TCU TAKES ENGLISH ON LINE

What do you do when an economic downturn causes a drop in enrollment in your once-popular intensive English courses? Texas Christian University launched a pilot program that offers the classes on line. At $540 for three weeks, the 20-hour-a-week courses are not cheap. But TCU hopes that by offering classes on line, it will attract students who can no longer afford the cost of living in the United States or who can no longer study here due to visa restrictions or other complications.

TCU hopes that an on-line version of its proven English-language course will appeal to students who can't afford to study in the U.S.

The courses target students who need only one or two semesters of English study to matriculate at an American university. So far, only two of the 24 students enrolled in the on-line course are actually living overseas. But, says Kurk Gayle, director of TCU's Intensive English Program, the school expects that number to grow as word of the course spreads. Students enrolled on line, he says, are progressing faster than those involved in the live courses.
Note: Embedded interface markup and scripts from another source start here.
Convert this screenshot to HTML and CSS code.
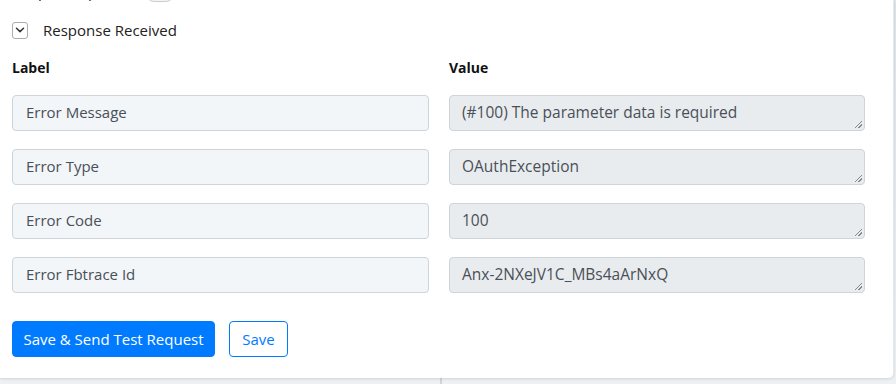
FILE: index.html
```html
<!DOCTYPE html>
<html lang="en">
<head>
  <meta charset="UTF-8">
  <title>Response</title>
  <link rel="stylesheet" href="styles.css">
</head>
<body>
  <div class="page">
    <div class="card">
      <div class="scroll">
        <div class="row-toggle">
          <span>Simple Response</span>
          <span class="switch"></span>
        </div>

        <div class="collapse-head">
          <span class="chev">
            <svg width="10" height="6" viewBox="0 0 10 6"><path d="M1.5 1.2 L5 4.6 L8.5 1.2" fill="none" stroke="#333" stroke-width="1.5" stroke-linecap="round" stroke-linejoin="round"/></svg>
          </span>
          <span>Response Received</span>
        </div>

        <div class="grid">
          <div class="head">Label</div>
          <div class="head">Value</div>

          <div class="field">Error Message</div>
          <div class="area">(#100) The parameter data is required</div>

          <div class="field">Error Type</div>
          <div class="area">OAuthException</div>

          <div class="field">Error Code</div>
          <div class="area">100</div>

          <div class="field">Error Fbtrace Id</div>
          <div class="area">Anx-2NXeJV1C_MBs4aArNxQ</div>
        </div>

        <div class="actions">
          <button class="btn btn-primary">Save &amp; Send Test Request</button>
          <button class="btn btn-outline">Save</button>
        </div>
      </div>
    </div>
    <div class="below">
      <div class="below-left"></div>
      <div class="below-right"></div>
    </div>
  </div>
</body>
</html>
```

FILE: styles.css
```css
body {
  margin: 0;
  font-family: "Open Sans", "Lato", sans-serif;
  color: #212529;
  background: #fff;
  overflow: hidden;
}

.page {
  height: 384px;
  display: flex;
  flex-direction: column;
  background: linear-gradient(#dfe4ea, #eef1f4);
}

.card {
  width: 893px;
  height: 378px;
  background: #fff;
  border-right: 1px solid #e4e7eb;
  border-bottom-right-radius: 5px;
  box-shadow: 0 1px 3px rgba(0, 0, 0, 0.12);
  overflow: hidden;
  position: relative;
  z-index: 1;
}

/* content is scrolled a little so the top row is cut */
.scroll {
  margin-top: -19px;
  padding: 0 28px 0 12px;
}

.row-toggle {
  display: flex;
  align-items: center;
  gap: 15px;
  height: 20px;
  font-size: 15px;
}

.switch {
  width: 26px;
  height: 14px;
  border: 1px solid #c9ced4;
  border-radius: 8px;
  background: #f1f3f5;
  margin-top: 5px;
}

.collapse-head {
  display: flex;
  align-items: center;
  gap: 15px;
  margin-top: 19px;
  font-size: 15px;
  color: #222;
}

.chev {
  width: 14px;
  height: 15px;
  border: 1px solid #a9adb2;
  border-radius: 3px;
  display: flex;
  align-items: center;
  justify-content: center;
}

.grid {
  display: grid;
  grid-template-columns: 417px 416px;
  column-gap: 20px;
  row-gap: 18px;
  margin-top: 18px;
}

.head {
  font-weight: bold;
  font-size: 14px;
  color: #111;
}

.field,
.area {
  box-sizing: border-box;
  height: 36px;
  border: 1px solid #ced4da;
  border-radius: 4px;
  font-size: 15px;
  color: #495057;
  display: flex;
  align-items: center;
  padding-bottom: 2px;
}

.field {
  background: #f3f6f9;
  padding-left: 13px;
}

.area {
  background: #e9ecef;
  padding-left: 12px;
  font-size: 15.5px;
  position: relative;
}

/* resize grip */
.area::after {
  content: "";
  position: absolute;
  right: 2px;
  bottom: 2px;
  width: 7px;
  height: 7px;
  background: linear-gradient(135deg, transparent 45%, #888 46%, #888 54%, transparent 55%, transparent 70%, #888 71%, #888 79%, transparent 80%);
}

.actions {
  display: flex;
  gap: 14px;
  margin-top: 28px;
}

.btn {
  font-family: inherit;
  font-size: 15px;
  height: 36px;
  border-radius: 4px;
  padding: 0 4px;
  cursor: pointer;
}

.btn-primary {
  background: #007bff;
  border: 1px solid #007bff;
  color: #fff;
  width: 203px;
}

.btn-outline {
  background: #fff;
  border: 1px solid #007bff;
  color: #007bff;
  width: 59px;
}

.below {
  flex: 1;
  display: flex;
}

.below-left {
  width: 440px;
  border-right: 2px solid #cfd4da;
}
```
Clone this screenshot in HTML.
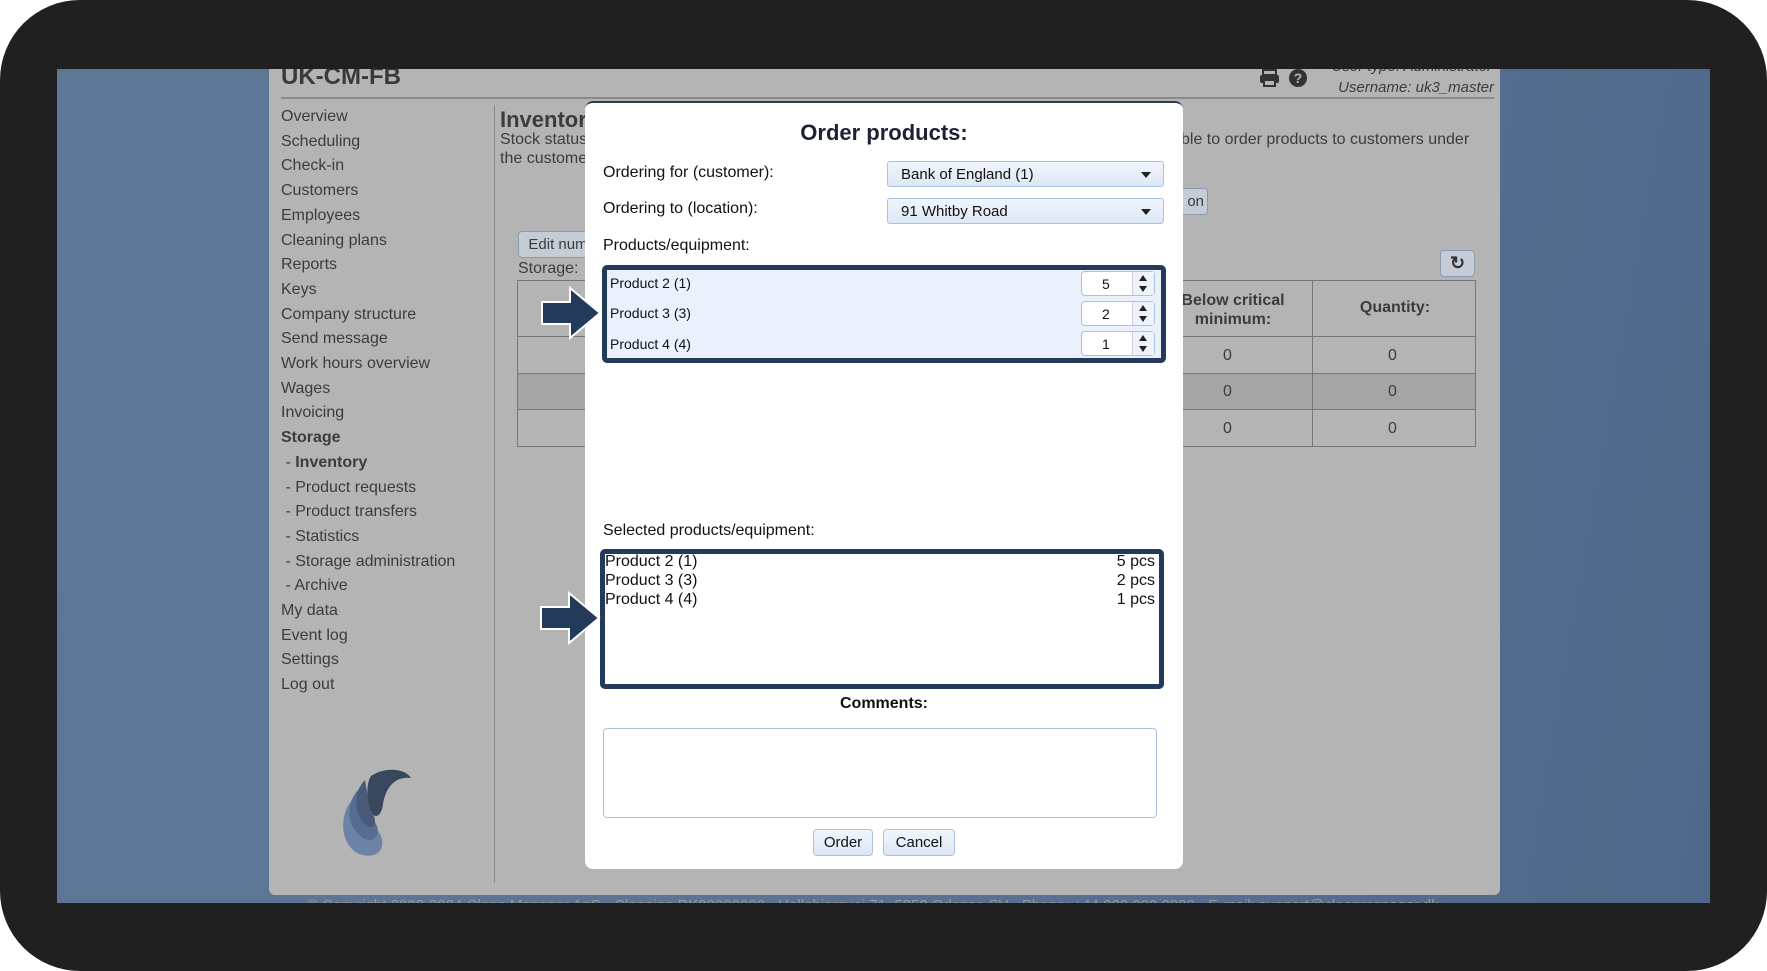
<!DOCTYPE html>
<html><head><meta charset="utf-8"><style>
*{box-sizing:border-box;margin:0;padding:0}
body{width:1767px;height:971px;background:#fff;font-family:"Liberation Sans",sans-serif;position:relative;overflow:hidden}
.frame{position:absolute;left:0;top:0;width:1767px;height:971px;background:#202020;border-radius:80px}
.screen{position:absolute;left:57px;top:69px;width:1653px;height:834px;background:linear-gradient(100deg,#5f7797 0%,#5d7595 40%,#566f90 70%,#4f6889 100%);overflow:hidden}
.page{position:absolute;left:212px;top:-2px;width:1231px;height:828px;background:#b4b4b4;border-radius:0 0 6px 6px}
.a{position:absolute;white-space:nowrap;color:#3c3c3c}
.nav{font-size:16px;line-height:24.7px}
.dlg{position:absolute;left:585px;top:101px;width:598px;height:768px;background:#fff;border-radius:8px;border-top:2px solid #2b3b55}
.lbl{position:absolute;font-size:16px;color:#111}
.sel{position:absolute;left:302px;width:277px;height:26px;border:1px solid #a9c2e4;border-radius:3px;background:linear-gradient(#f0f5fc,#dde8f6);font-size:15px;padding:4px 13px;color:#111}
.sel:after{content:"";position:absolute;right:12px;top:10px;border:5px solid transparent;border-top:6px solid #222;border-bottom:0}
.num{position:absolute;left:474px;width:74px;height:25px;border:1px solid #a9c2e4;border-radius:4px;background:#fff;font-size:14px;color:#111}
.num span{position:absolute;left:20px;top:4px}
.num i{position:absolute;right:0;top:0;width:22px;height:23px;border-left:1px solid #ccd;background:#eef3fa}
.num i:before{content:"";position:absolute;left:6px;top:3px;border:4px solid transparent;border-bottom:6px solid #222;border-top:0}
.num i:after{content:"";position:absolute;left:6px;top:14px;border:4px solid transparent;border-top:6px solid #222;border-bottom:0}
.btn{position:absolute;height:27px;border:1px solid #a9c2e4;border-radius:4px;background:linear-gradient(#f1f6fd,#dce7f5);font-size:15px;text-align:center;line-height:25px;color:#111}
</style></head><body>
<div class="frame"></div>
<div class="screen">
 <div class="page">
  <div class="a" style="left:12px;top:-4px;font-size:24px;font-weight:bold;color:#3a3a3a">UK-CM-FB</div>
  <div style="position:absolute;left:12px;right:6px;top:30px;height:2px;background:#8a8a8a"></div>
  <div class="a" style="right:8px;top:-9px;font-size:15px;font-style:italic">User type: Administrator</div>
  <div class="a" style="right:6px;top:12px;font-size:15px;font-style:italic">Username: uk3_master</div>
  <svg style="position:absolute;left:990px;top:2px" width="22" height="18"><rect x="4" y="1" width="13" height="5" fill="none" stroke="#333" stroke-width="2"/><rect x="1" y="6" width="19" height="8" rx="2" fill="#333"/><rect x="5" y="11" width="11" height="6" fill="#b4b4b4" stroke="#333" stroke-width="2"/></svg>
  <div style="position:absolute;left:1020px;top:2px;width:18px;height:18px;border-radius:50%;background:#333;color:#b4b4b4;font-size:14px;font-weight:bold;text-align:center;line-height:18px">?</div>
  <div class="a nav" style="left:12px;top:38px">Overview<br>Scheduling<br>Check-in<br>Customers<br>Employees<br>Cleaning plans<br>Reports<br>Keys<br>Company structure<br>Send message<br>Work hours overview<br>Wages<br>Invoicing<br><b>Storage</b><br>&nbsp;- <b>Inventory</b><br>&nbsp;- Product requests<br>&nbsp;- Product transfers<br>&nbsp;- Statistics<br>&nbsp;- Storage administration<br>&nbsp;- Archive<br>My data<br>Event log<br>Settings<br>Log out</div>
  <div style="position:absolute;left:225px;top:38px;width:1px;height:778px;background:#8a8a8a"></div>
  <svg style="position:absolute;left:62px;top:697px" width="90" height="95" viewBox="0 0 90 95"><path d="M22 35 C8 50 8 80 28 90 C45 96 55 86 50 72 C45 60 28 58 22 35Z" fill="#6d83a6"/><path d="M28 25 C15 38 14 62 32 74 C44 80 50 70 45 60 C38 48 34 36 28 25Z" fill="#566d92"/><path d="M34 16 C22 28 22 50 36 62 C44 66 46 58 42 50 C38 40 36 28 34 16Z" fill="#48597a"/><path d="M40 12 C55 2 75 5 80 14 C65 12 55 22 52 40 C50 55 42 55 39 45 C35 30 36 18 40 12Z" fill="#38475c"/></svg>
  <div class="a" style="left:231px;top:40px;font-size:22px;font-weight:bold">Inventory</div>
  <div class="a" style="left:231px;top:64px;font-size:16px">Stock status</div>
  <div class="a" style="left:231px;top:83px;font-size:16px">the customers</div>
  <div class="a" style="left:912px;top:64px;font-size:16px">ble to order products to customers under</div>
  <div class="btn" style="left:249px;top:164px;width:80px;color:#3c3c3c;border-color:#8a9ab0;background:#c5ccd6">Edit num</div>
  <div class="btn" style="left:910px;top:121px;width:29px;color:#3c3c3c;border-color:#8a9ab0;background:#c5ccd6;text-align:right;padding-right:3px">on</div>
  <div class="a" style="left:249px;top:193px;font-size:16px">Storage:</div>
  <div class="btn" style="left:1171px;top:183px;width:35px;border-color:#8a9ab0;background:#c5ccd6;font-size:18px;font-weight:bold;color:#333">&#x21bb;</div>
  <div style="position:absolute;left:248px;top:213px;width:959px;height:167px;border:1px solid #777">
   <div style="position:absolute;left:0;right:0;top:0;height:56px;border-bottom:1px solid #777"></div>
   <div style="position:absolute;left:0;right:0;top:92px;height:37px;background:#a5a5a5;border-top:1px solid #777;border-bottom:1px solid #777"></div>
   <div style="position:absolute;left:794px;top:0;bottom:0;width:1px;background:#777"></div>
   <div class="a" style="left:640px;top:10px;width:150px;text-align:center;font-size:16px;font-weight:bold;line-height:19px">Below critical<br>minimum:</div>
   <div class="a" style="left:795px;top:18px;width:164px;text-align:center;font-size:16px;font-weight:bold">Quantity:</div>
   <div class="a" style="left:705px;top:66px;font-size:16px">0</div><div class="a" style="left:870px;top:66px;font-size:16px">0</div>
   <div class="a" style="left:705px;top:102px;font-size:16px">0</div><div class="a" style="left:870px;top:102px;font-size:16px">0</div>
   <div class="a" style="left:705px;top:139px;font-size:16px">0</div><div class="a" style="left:870px;top:139px;font-size:16px">0</div>
  </div>
 </div>
 <div class="a" style="left:250px;top:828px;font-size:15px;color:#999">© Copyright 2008-2024 Clean Manager ApS · Cleaning DK00000000 · Hellebjergvej 71, 5250 Odense SV · Phone: +44 000 000 0000 · E-mail: support@cleanmanager.dk</div>
</div>
<div class="dlg">
 <div class="a" style="left:0;width:598px;text-align:center;top:17px;font-size:22px;font-weight:bold;color:#1a2233">Order products:</div>
 <div class="lbl" style="left:18px;top:61px">Ordering for (customer):</div>
 <div class="lbl" style="left:18px;top:97px">Ordering to (location):</div>
 <div class="lbl" style="left:18px;top:134px">Products/equipment:</div>
 <div class="sel" style="top:58px">Bank of England (1)</div>
 <div class="sel" style="top:95px">91 Whitby Road</div>
 <div style="position:absolute;left:17px;top:162px;width:564px;height:98px;border:5px solid #243a5a;border-radius:5px;background:#eaf1fc">
  <div class="a" style="left:3px;top:5px;font-size:14px;color:#111">Product 2 (1)</div>
  <div class="a" style="left:3px;top:35px;font-size:14px;color:#111">Product 3 (3)</div>
  <div class="a" style="left:3px;top:66px;font-size:14px;color:#111">Product 4 (4)</div>
  <div class="num" style="top:1px"><span>5</span><i></i></div>
  <div class="num" style="top:31px"><span>2</span><i></i></div>
  <div class="num" style="top:61px"><span>1</span><i></i></div>
 </div>
 <div class="lbl" style="left:18px;top:419px">Selected products/equipment:</div>
 <div style="position:absolute;left:15px;top:446px;width:564px;height:140px;border:5px solid #243a5a;border-radius:5px;background:#fff;font-size:16px;line-height:19px;color:#111">
  <div class="a" style="left:0;top:-2px;color:#111">Product 2 (1)<br>Product 3 (3)<br>Product 4 (4)</div>
  <div class="a" style="right:4px;top:-2px;text-align:right;color:#111">5 pcs<br>2 pcs<br>1 pcs</div>
 </div>
 <div class="a" style="left:0;width:598px;text-align:center;top:592px;font-size:16px;font-weight:bold;color:#111">Comments:</div>
 <div style="position:absolute;left:18px;top:625px;width:554px;height:90px;border:1px solid #a9c2e4;border-radius:4px"></div>
 <div class="btn" style="left:228px;top:726px;width:60px">Order</div>
 <div class="btn" style="left:298px;top:726px;width:72px">Cancel</div>
</div>
<svg style="position:absolute;left:540px;top:285px" width="64" height="56"><path d="M2 17 H30 V3 L60 28 L30 53 V39 H2Z" fill="#243a5a" stroke="#fff" stroke-width="2"/></svg>
<svg style="position:absolute;left:539px;top:590px" width="64" height="56"><path d="M2 17 H30 V3 L60 28 L30 53 V39 H2Z" fill="#243a5a" stroke="#fff" stroke-width="2"/></svg>
</body></html>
Classes are taught by three full-time instructors who also teach the same class live at TCU. The coursework, which is all Web-based, focuses on writing skills, listening comprehension, and speaking ability. Students prepare spoken assignments which they upload onto the server for teachers to download and correct. There are on-line lectures on topics like American culture or American politics, where students practice listening comprehension; students answer questions or take dictation based on the lectures. They are also required to complete reading comprehension assignments and to write essays on assigned topics. And when teachers correct students' papers, their responses include hyperlinks to existing or specially created Web sites offering help with grammar or other problem areas. "It's really a whole-language approach," says Gayle, who helped develop the program.

The course can currently handle about 25 students--TCU has traditionally limited its total enrollment in intensive English to about 45 students--but, Gayle says, the school would like to have around 100 students by early next year. Plans call for 400 to 500 students by 2001.